Thank you for your help!

dariodematties commented 3 years ago

Hi again @JanuszL , thank you very much for your suggestion. I tested it and it improved a lot. Basically the training process of a logistic regression above resnet showed a similar behavior to the contrastive pretraining process. I mean, slow in the first epoch and really fast afterwards.

Please, look at the speed difference between first and subsequent epochs!

Sometimes it runs fast from the very first epoch (epoch 0) but this behavior is weird

I tried to do profiling but considering that I have to process --at least-- two epochs in order to profile at least one epoch running fast, the output profiling file is enormous and I do not have enough ram to process it in my local laptop (just 8GB)

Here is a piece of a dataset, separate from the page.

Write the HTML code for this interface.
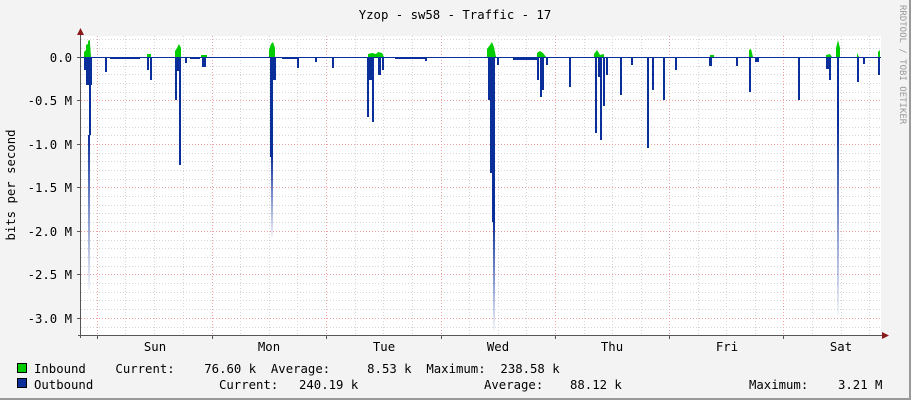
<!DOCTYPE html>
<html><head><meta charset="utf-8"><style>
html,body{margin:0;padding:0;background:#f3f3f3}
svg{display:block}
text{font-family:"DejaVu Sans Mono","Liberation Mono",monospace;font-size:12.3px;fill:#000}
</style></head><body>
<svg width="911" height="400" xmlns="http://www.w3.org/2000/svg">
<defs>
<linearGradient id="fd" x1="0" y1="0" x2="0" y2="1"><stop offset="0" stop-color="#0b2f9a"/><stop offset="1" stop-color="#0b2f9a" stop-opacity="0.05"/></linearGradient>
</defs>
<rect x="0" y="0" width="911" height="400" fill="#f3f3f3"/>
<line x1="0" y1="399" x2="911" y2="399" stroke="#999" stroke-width="2"/>
<line x1="910" y1="0" x2="910" y2="400" stroke="#999" stroke-width="2"/>
<rect x="81" y="36" width="800" height="299" fill="#fff"/>
<g stroke="#d6d6d6" stroke-dasharray="1,2" stroke-width="1">
<path d="M81 39.5H881M81 48.5H881M81 66.5H881M81 74.5H881M81 83.5H881M81 92.5H881M81 109.5H881M81 118.5H881M81 127.5H881M81 135.5H881M81 153.5H881M81 161.5H881M81 170.5H881M81 179.5H881M81 196.5H881M81 205.5H881M81 213.5H881M81 222.5H881M81 240.5H881M81 248.5H881M81 257.5H881M81 266.5H881M81 283.5H881M81 292.5H881M81 300.5H881M81 309.5H881M81 327.5H881"/>
<path d="M125.5 36V335M154.5 36V335M183.5 36V335M240.5 36V335M269.5 36V335M297.5 36V335M355.5 36V335M383.5 36V335M412.5 36V335M469.5 36V335M498.5 36V335M526.5 36V335M584.5 36V335M612.5 36V335M641.5 36V335M698.5 36V335M726.5 36V335M755.5 36V335M812.5 36V335M841.5 36V335M869.5 36V335"/>
</g>
<g stroke="#f0a0a0" stroke-dasharray="1,2" stroke-width="1">
<path d="M81 100.5H881M81 144.5H881M81 187.5H881M81 231.5H881M81 274.5H881M81 318.5H881"/>
<path d="M97.5 36V335M212.5 36V335M326.5 36V335M441.5 36V335M555.5 36V335M669.5 36V335M783.5 36V335"/>
</g>
<g fill="#00cc00">
<path d="M84 57V52L86 50V45L88 44V41L90 40V43L91 57Z"/>
<rect x="147" y="54" width="4" height="3"/>
<path d="M175 57V51L177 48L179 44L181 48V57Z"/>
<rect x="201" y="55" width="6" height="2"/>
<path d="M269 57V50L271 44L273 42L275 48V57Z"/>
<path d="M368 57V54L372 53L376 54L378 52L382 53L384 57Z"/>
<path d="M487 57V49L490 45L492 42L494 47L496 57Z"/>
<path d="M537 57V53L540 51L543 53L546 57Z"/>
<path d="M594 57V54L597 50L600 55L604 54V57Z"/>
<rect x="710" y="55" width="4" height="2"/>
<path d="M749 57V50L751 49L753 57Z"/>
<path d="M826 57V55L830 54L832 57Z"/>
<path d="M836 57V48L838 40L840 48V57Z"/>
<path d="M857 57V53L859 57Z"/>
<path d="M878 57V52L880 50V57Z"/>
</g>
<g fill="#0b2f9a">
<path d="M84 57H92V85L91 85V135H89V85H86V70H84Z"/>
<rect x="105" y="57" width="2" height="15"/>
<rect x="110" y="57" width="30" height="2"/>
<rect x="147" y="57" width="2" height="13"/>
<rect x="150" y="57" width="2" height="23"/>
<rect x="175" y="57" width="2" height="43"/>
<rect x="177" y="57" width="2" height="14"/>
<rect x="179" y="57" width="2" height="108"/>
<rect x="185" y="57" width="2" height="6"/>
<rect x="190" y="57" width="10" height="2"/>
<rect x="202" y="57" width="4" height="10"/>
<rect x="230" y="57" width="20" height="1"/>
<rect x="270" y="57" width="3" height="100"/>
<rect x="273" y="57" width="3" height="23"/>
<rect x="282" y="57" width="15" height="2"/>
<rect x="297" y="57" width="2" height="11"/>
<rect x="315" y="57" width="2" height="5"/>
<rect x="332" y="57" width="2" height="11"/>
<rect x="367" y="57" width="2" height="60"/>
<rect x="369" y="57" width="3" height="23"/>
<rect x="372" y="57" width="2" height="65"/>
<rect x="378" y="57" width="3" height="18"/>
<rect x="382" y="57" width="2" height="13"/>
<rect x="395" y="57" width="30" height="2"/>
<rect x="425" y="57" width="2" height="4"/>
<rect x="488" y="57" width="2" height="43"/>
<rect x="490" y="57" width="2" height="116"/>
<rect x="492" y="57" width="3" height="165"/>
<rect x="497" y="57" width="2" height="8"/>
<rect x="513" y="57" width="25" height="3"/>
<rect x="537" y="57" width="2" height="23"/>
<rect x="540" y="57" width="2" height="40"/>
<rect x="542" y="57" width="2" height="33"/>
<rect x="546" y="57" width="2" height="8"/>
<rect x="569" y="57" width="2" height="30"/>
<rect x="595" y="57" width="2" height="76"/>
<rect x="598" y="57" width="2" height="20"/>
<rect x="600" y="57" width="2" height="83"/>
<rect x="603" y="57" width="2" height="49"/>
<rect x="606" y="57" width="2" height="18"/>
<rect x="620" y="57" width="2" height="38"/>
<rect x="631" y="57" width="2" height="8"/>
<rect x="647" y="57" width="2" height="91"/>
<rect x="652" y="57" width="2" height="33"/>
<rect x="663" y="57" width="2" height="43"/>
<rect x="675" y="57" width="2" height="13"/>
<rect x="709" y="57" width="3" height="9"/>
<rect x="736" y="57" width="2" height="9"/>
<rect x="749" y="57" width="2" height="35"/>
<rect x="755" y="57" width="4" height="5"/>
<rect x="798" y="57" width="2" height="43"/>
<rect x="826" y="57" width="3" height="12"/>
<rect x="829" y="57" width="2" height="23"/>
<rect x="837" y="57" width="2" height="68"/>
<rect x="857" y="57" width="2" height="25"/>
<rect x="863" y="57" width="2" height="7"/>
<rect x="878" y="57" width="2" height="18"/>
</g>
<g fill="url(#fd)">
<rect x="88" y="135" width="2" height="155"/>
<rect x="271" y="157" width="2" height="80"/>
<rect x="493" y="222" width="2" height="108"/>
<rect x="837" y="125" width="2" height="190"/>
</g>
<line x1="81" y1="57.5" x2="881" y2="57.5" stroke="#0b2f9a" stroke-width="1"/>
<line x1="80.5" y1="32" x2="80.5" y2="338" stroke="#555"/>
<line x1="78" y1="335.5" x2="884" y2="335.5" stroke="#555"/>
<path d="M77 35L80.5 28L84 35Z" fill="#8b1a1a"/>
<path d="M882 332L889 335.5L882 339Z" fill="#8b1a1a"/>
<g stroke="#555"><path d="M77 57.5H81M77 100.5H81M77 144.5H81M77 187.5H81M77 231.5H81M77 274.5H81M77 318.5H81M97.5 335V339M212.5 335V339M326.5 335V339M441.5 335V339M555.5 335V339M669.5 335V339M783.5 335V339"/></g>
<text x="455" y="19" text-anchor="middle">Yzop - sw58 - Traffic - 17</text>
<g text-anchor="end">
<text x="72" y="62">0.0</text>
<text x="72" y="105">-0.5 M</text>
<text x="72" y="149">-1.0 M</text>
<text x="72" y="192">-1.5 M</text>
<text x="72" y="236">-2.0 M</text>
<text x="72" y="279">-2.5 M</text>
<text x="72" y="323">-3.0 M</text>
</g>
<text transform="translate(15,185) rotate(-90)" text-anchor="middle">bits per second</text>
<text transform="translate(900,5) rotate(90)" style="font-size:9px;fill:#999">RRDTOOL / TOBI OETIKER</text>
<g text-anchor="middle">
<text x="155" y="351">Sun</text>
<text x="269" y="351">Mon</text>
<text x="384" y="351">Tue</text>
<text x="498" y="351">Wed</text>
<text x="612" y="351">Thu</text>
<text x="727" y="351">Fri</text>
<text x="841" y="351">Sat</text>
</g>
<rect x="17.5" y="363.5" width="9" height="9" fill="#00cc00" stroke="#000"/>
<rect x="17.5" y="378.5" width="9" height="9" fill="#0b2f9a" stroke="#000"/>
<text x="34" y="373" xml:space="preserve">Inbound    Current:    76.60 k  Average:     8.53 k  Maximum:  238.58 k</text>
<text x="34" y="389">Outbound</text>
<text x="219" y="389">Current:</text>
<text x="299" y="389">240.19 k</text>
<text x="484" y="389">Average:</text>
<text x="570" y="389">88.12 k</text>
<text x="749" y="389">Maximum:</text>
<text x="838" y="389">3.21 M</text>
</svg>
</body></html>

I would attach the output file here had it not be 241MB

Another point I want to share here is that I was asking to the cluster guys, and I have a 14TB SSD scratch disk per node, but copying imagenet from the network accessible disk to the scratch disks takes forever (after 4 hours copying I decided to abort the command)

Isn't there a mechanism in DALI to take advantage of such disks, I was thinking that maybe DALI moves the dataset to scratch while processing the first epoch

JanuszL commented 3 years ago

Hi @dariodematties,

Isn't there a mechanism in DALI to take advantage of such disks, I was thinking that maybe DALI moves the dataset to scratch while processing the first epoch

I don't think we have ever considered such a use case. The first solution that comes to my mind is to implement a custom Python reader using ExternalSource. In 1.0 (the preview version is available in nightly/weekly builds) we added an ability to parallelize processing and fetch data ahead as well. Please check parallel and prefetch_queue_depth parameters. What you would do is to try to load data from a local disc, if it is not available get it from the network storage and save it to the disc.

dariodematties commented 3 years ago

Excuse my delay @JanuszL , thank you very much for your help. Not now but in the near future I surelly will try to use those SSD through your suggested strategy Thanks!